Working with Text Files
Searching Text: Using grep
grep 'pattern' filename.txt
This command will search for lines containing 'pattern' in filename.txt
.
Editing Text on the Fly: Using sed
sed -i 's/original/new/g' file.txt
This replaces all occurrences of "original" with "new" in file.txt
.
Complex Data Processing: Using awk
awk '/pattern/ {print $1}' file.txt
This searches for "pattern" and prints the first column of file.txt
.
Sorting Data in Files: Using sort
sort file.txt
Sorts the lines of file.txt
alphabetically.
Removing Duplicate Entries: Using uniq
sort file.txt | uniq
Sorts and removes duplicate lines in file.txt
.
Real-World Examples
Example 1: List Unique Error Types from Logs
Extract unique error messages logged in a file:
grep 'ERROR' system.log | awk '{print $4}' | sort | uniq
This chain of commands filters out lines containing 'ERROR', extracts the fourth word, sorts them, and lists each error only once.

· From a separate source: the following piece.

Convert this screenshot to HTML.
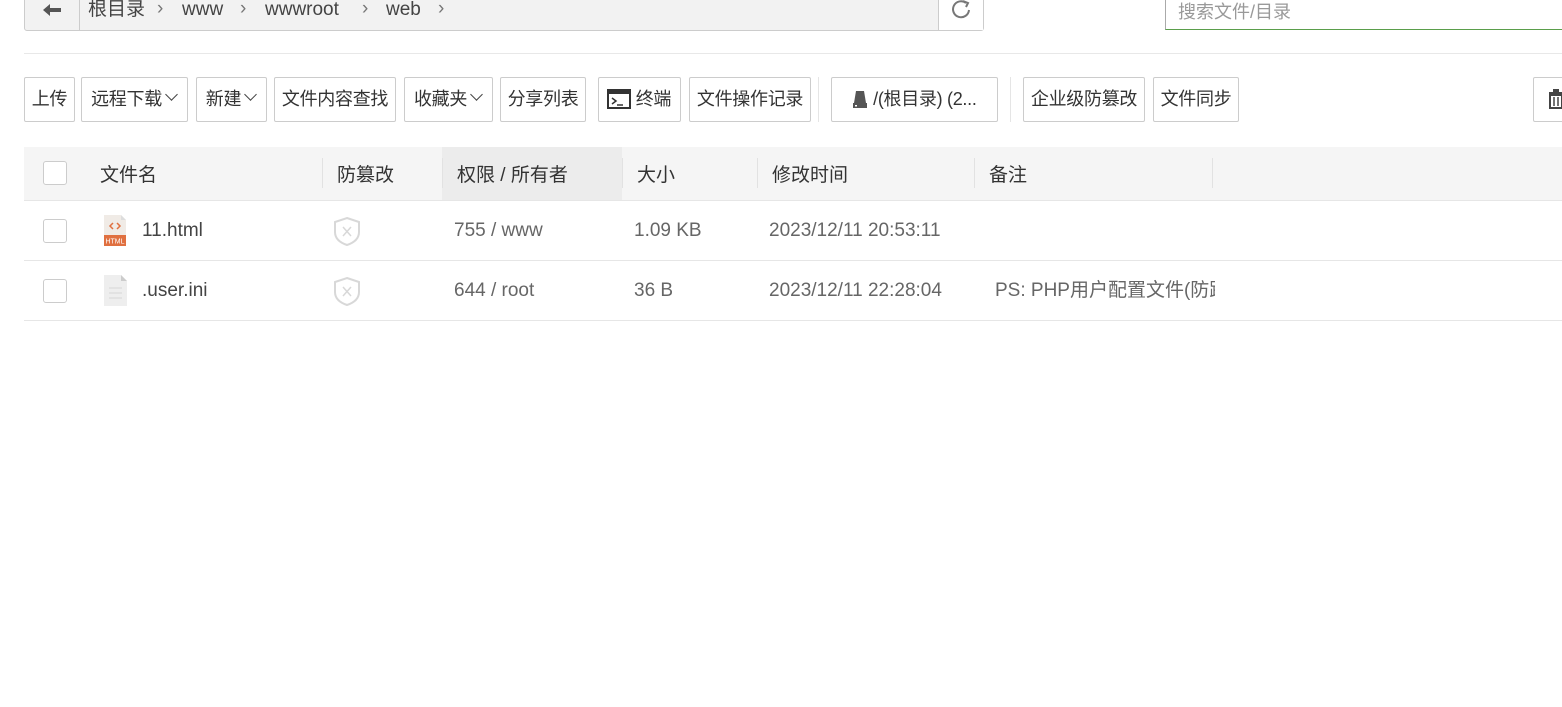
<!DOCTYPE html>
<html><head><meta charset="utf-8"><style>
*{box-sizing:border-box;margin:0;padding:0}
body{width:1562px;height:707px;background:#fff;font-family:"Liberation Sans","Noto Sans CJK SC",sans-serif;color:#333;position:relative;overflow:hidden;font-size:17px}
.a{position:absolute}
.bc{left:24px;top:-5px;width:960px;height:36px;border:1px solid #ccc;border-radius:0 0 3px 3px;background:#f2f2f2}
.btn{position:absolute;top:77px;height:45px;border:1px solid #ccc;border-radius:2px;background:#fff;font-size:18px;line-height:43px;text-align:center;color:#333;white-space:nowrap;letter-spacing:-0.3px}
.cb{position:absolute;left:43px;width:24px;height:24px;border:1px solid #ccc;border-radius:3px;background:#fff}
.hd{position:absolute;top:160px;font-size:19px;color:#333}
.sep{position:absolute;top:158px;width:1px;height:30px;background:#e2e2e2}
.td{position:absolute;font-size:19px;color:#666;line-height:24px;height:24px}
.chev{display:inline-block;width:9px;height:9px;border-right:1.5px solid #444;border-bottom:1.5px solid #444;transform:rotate(45deg);margin:0 2px 6px 5px}
.bt{position:absolute;top:-2px;font-size:19px;color:#444;line-height:24px;height:24px}
.ar{position:absolute;top:-3px;font-size:19px;color:#777;line-height:24px}
</style></head><body>
<div class="a bc"></div>
<div class="a" style="left:79px;top:-5px;width:1px;height:36px;background:#ccc"></div>
<div class="a" style="left:938px;top:-5px;width:1px;height:36px;background:#ccc"></div>
<div class="a" style="left:939px;top:-4px;width:44px;height:34px;background:#fff"></div>
<svg class="a" style="left:42px;top:3px" width="20" height="14"><path d="M1 7L8 1V5H19V9H8V13Z" fill="#555"/></svg>
<svg class="a" style="left:950px;top:-1px" width="22" height="22"><path d="M16 4A8 8 0 1 0 19 11" fill="none" stroke="#777" stroke-width="2"/><path d="M13 2L18 4L16 8" fill="none" stroke="#777" stroke-width="2"/></svg>
<div class="bt" style="left:88px">根目录</div><div class="ar" style="left:157px">›</div>
<div class="bt" style="left:182px">www</div><div class="ar" style="left:240px">›</div>
<div class="bt" style="left:265px">wwwroot</div><div class="ar" style="left:362px">›</div>
<div class="bt" style="left:386px">web</div><div class="ar" style="left:438px">›</div>
<div class="a" style="left:1165px;top:-5px;width:400px;height:35px;border:1px solid #aaa;border-bottom:1px solid #5a9e4b;background:#fff"></div>
<div class="a" style="left:1178px;top:-2px;font-size:18px;color:#999">搜索文件/目录</div>
<div class="a" style="left:24px;top:53px;width:1538px;height:1px;background:#e8e8e8"></div>

<div class="btn" style="left:24px;width:51px">上传</div>
<div class="btn" style="left:81px;width:107px">远程下载<span class="chev"></span></div>
<div class="btn" style="left:196px;width:71px">新建<span class="chev"></span></div>
<div class="btn" style="left:274px;width:122px">文件内容查找</div>
<div class="btn" style="left:404px;width:89px">收藏夹<span class="chev"></span></div>
<div class="btn" style="left:500px;width:86px">分享列表</div>
<div class="btn" style="left:598px;width:83px;text-align:left;padding-left:8px"><svg width="24" height="20" style="vertical-align:-4px"><rect x="1" y="1" width="22" height="18" fill="none" stroke="#333" stroke-width="2"/><rect x="1" y="1" width="22" height="4" fill="#333"/><path d="M5 9L9 12L5 15M10 16H16" fill="none" stroke="#333" stroke-width="1.5"/></svg> 终端</div>
<div class="btn" style="left:689px;width:122px">文件操作记录</div>
<div class="a" style="left:818px;top:77px;width:1px;height:45px;background:#e5e5e5"></div>
<div class="btn" style="left:831px;width:167px"><svg width="16" height="18" style="vertical-align:-3px"><path d="M4 1H12L14 13H2Z" fill="#555"/><rect x="1" y="13" width="14" height="5" fill="#555"/><rect x="3" y="15" width="2" height="1.5" fill="#fff"/></svg> /(根目录) (2...</div>
<div class="a" style="left:1010px;top:77px;width:1px;height:45px;background:#e5e5e5"></div>
<div class="btn" style="left:1023px;width:122px">企业级防篡改</div>
<div class="btn" style="left:1153px;width:86px">文件同步</div>
<div class="btn" style="left:1533px;width:40px;text-align:left;padding-left:14px"><svg width="16" height="20" style="vertical-align:-4px"><rect x="1" y="3" width="14" height="2" fill="#444"/><rect x="5" y="0" width="6" height="3" fill="#444"/><path d="M2 6H14V19H2Z" fill="none" stroke="#444" stroke-width="2"/><path d="M6 8V17M10 8V17" stroke="#444" stroke-width="1.5"/></svg></div>

<div class="a" style="left:24px;top:147px;width:1538px;height:54px;background:#f5f5f5;border-bottom:1px solid #e6e6e6"></div>
<div class="a" style="left:442px;top:147px;width:180px;height:53px;background:#ececec"></div>
<div class="cb" style="top:161px"></div>
<div class="hd" style="left:100px">文件名</div>
<div class="sep" style="left:322px"></div>
<div class="hd" style="left:337px">防篡改</div>
<div class="sep" style="left:442px"></div>
<div class="hd" style="left:457px">权限 / 所有者</div>
<div class="sep" style="left:622px"></div>
<div class="hd" style="left:637px">大小</div>
<div class="sep" style="left:757px"></div>
<div class="hd" style="left:772px">修改时间</div>
<div class="sep" style="left:974px"></div>
<div class="hd" style="left:989px">备注</div>
<div class="sep" style="left:1212px"></div>

<div class="a" style="left:24px;top:260px;width:1538px;height:1px;background:#e6e6e6"></div>
<div class="a" style="left:24px;top:320px;width:1538px;height:1px;background:#e6e6e6"></div>

<div class="cb" style="top:219px"></div>
<svg class="a" style="left:104px;top:215px" width="23" height="31"><path d="M0 0H17L22 5V31H0Z" fill="#f0ebe6"/><path d="M17 0V5H22Z" fill="#ddd"/><path d="M9 8L6 11L9 14M13 8L16 11L13 14" fill="none" stroke="#e07040" stroke-width="1.5"/><rect x="0" y="20" width="22" height="11" fill="#e07040"/><text x="11" y="28.5" font-size="7" fill="#fff" text-anchor="middle" font-family="Liberation Sans">HTML</text></svg>
<div class="td" style="left:142px;top:219px;color:#444">11.html</div>
<svg class="a" style="left:333px;top:216px" width="28" height="31"><path d="M14 2L26 6V16C26 23 20 27 14 29C8 27 2 23 2 16V6Z" fill="none" stroke="#d8d8d8" stroke-width="2"/><path d="M10 11L18 20M18 11L10 20" stroke="#d8d8d8" stroke-width="1.5"/></svg>
<div class="td" style="left:454px;top:219px">755 / www</div>
<div class="td" style="left:634px;top:219px">1.09 KB</div>
<div class="td" style="left:769px;top:219px">2023/12/11 20:53:11</div>

<div class="cb" style="top:279px"></div>
<svg class="a" style="left:104px;top:275px" width="23" height="31"><path d="M0 0H17L23 6V31H0Z" fill="#eee"/><path d="M17 0V6H23Z" fill="#ccc"/><path d="M5 13H18M5 18H18M5 23H18" stroke="#ddd" stroke-width="1.5"/></svg>
<div class="td" style="left:142px;top:279px;color:#444">.user.ini</div>
<svg class="a" style="left:333px;top:276px" width="28" height="31"><path d="M14 2L26 6V16C26 23 20 27 14 29C8 27 2 23 2 16V6Z" fill="none" stroke="#d8d8d8" stroke-width="2"/><path d="M10 11L18 20M18 11L10 20" stroke="#d8d8d8" stroke-width="1.5"/></svg>
<div class="td" style="left:454px;top:279px">644 / root</div>
<div class="td" style="left:634px;top:279px">36 B</div>
<div class="td" style="left:769px;top:279px">2023/12/11 22:28:04</div>
<div class="td" style="left:995px;top:279px;width:220px;overflow:hidden;white-space:nowrap">PS: PHP用户配置文件(防跨站)</div>
</body></html>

Example 2: Modify and Extract Specific Information
You have a file (details.txt
) containing lines like:
Name: John Doe, ID: 1234, DOB: 1990-01-01
Name: Jane Doe, ID: 2345, DOB: 1991-02-01
Extract IDs of all entries:
sed 's/.*ID: \([^,]*\).*/\1/' details.txt
This command uses sed
to substitute each line with just the ID.
Conclusion
Linux Bash provides a potent set of tools for file handling and text processing that can considerably streamline your data management tasks. Whether you're modifying files in bulk, analyzing logs, or converting and extracting data, Bash scripting has the flexibility and power to get the job done efficiently. By mastering these commands and utilities, you can enhance your productivity and make your workflows more consistent and error-free.